CDE now supports K8s 1.27. For more information, see Compatibility for Cloudera Data Engineering and Runtime components.

End of Service Notice

For more information, see Support lifecycle policy.

Support for Airflow 2.6

Support for Airflow 2.6 to version 2.6. For more information, see Compatibility for Cloudera Data Engineering and Runtime components.

Update Automating data pipelines page with Impala VW connections

Impala VWs are supported and the CDWOperator is no longer needed for executing queries. For more information, see Automating data pipelines using Apache Airflow in Cloudera Data Engineering.

Machine Learning

Version 2.0.43-b229 released on February 20, 2024 includes bug fixes only.

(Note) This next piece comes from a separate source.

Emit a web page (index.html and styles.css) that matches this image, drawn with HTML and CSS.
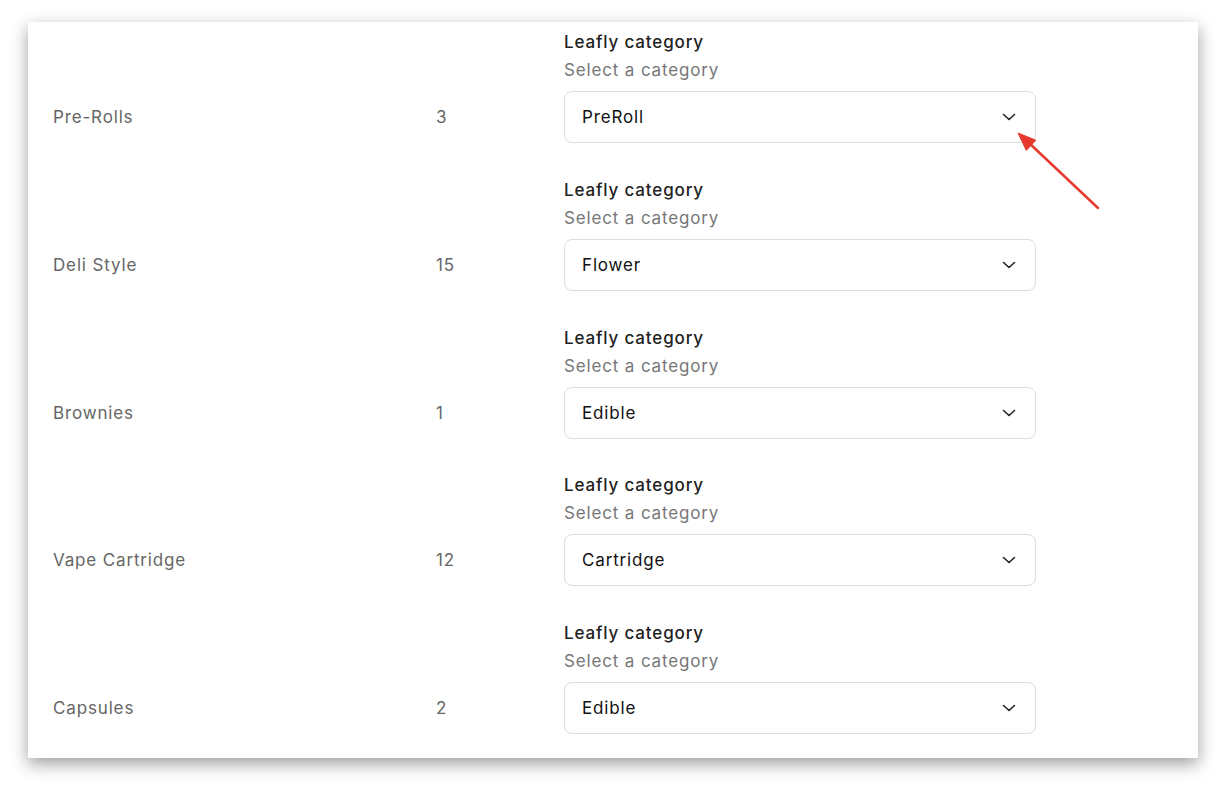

Version 2.0.43-b220 released on February 8, 2024 includes the following features and improvements:

  • AMPs - The AMPs page has been upgraded to render images, make the UI more reactive and improve the overall experience.
  • Azure - Added Azure Qatar Central region as a supported region.

Management Console

This release introduces the following new features:

Tag filtering for CDP usage insights

You can now use tags to filter your usage insight based on user-level tags of clusters in your CDP environment. For more information, see CDP credit consumption and usage insights.

Operational Database

Cloudera Operational Database (COD) 1.39 version removes a CDP CLI command and provides support for GP3 for attached storage.

COD has removed the CDP CLI command, disengage-auto-admin

COD has removed the support for disengage-auto-admin command, which allowed users to disable the autonomous functions of the database and use the underlying DataHub cluster instead.

COD supports GP3 for attached storage disks

COD now supports GP3 (SSD) volume types for attached storage. GP3 volumes allow you to increase performance (independently provisioning IOPS and throughput) without increasing storage size. GP3 volumes deliver similar performance as similar GP2 volumes at a lower cost. GP3 is now the default attached storage type for COD instances that previously used GP2 storage.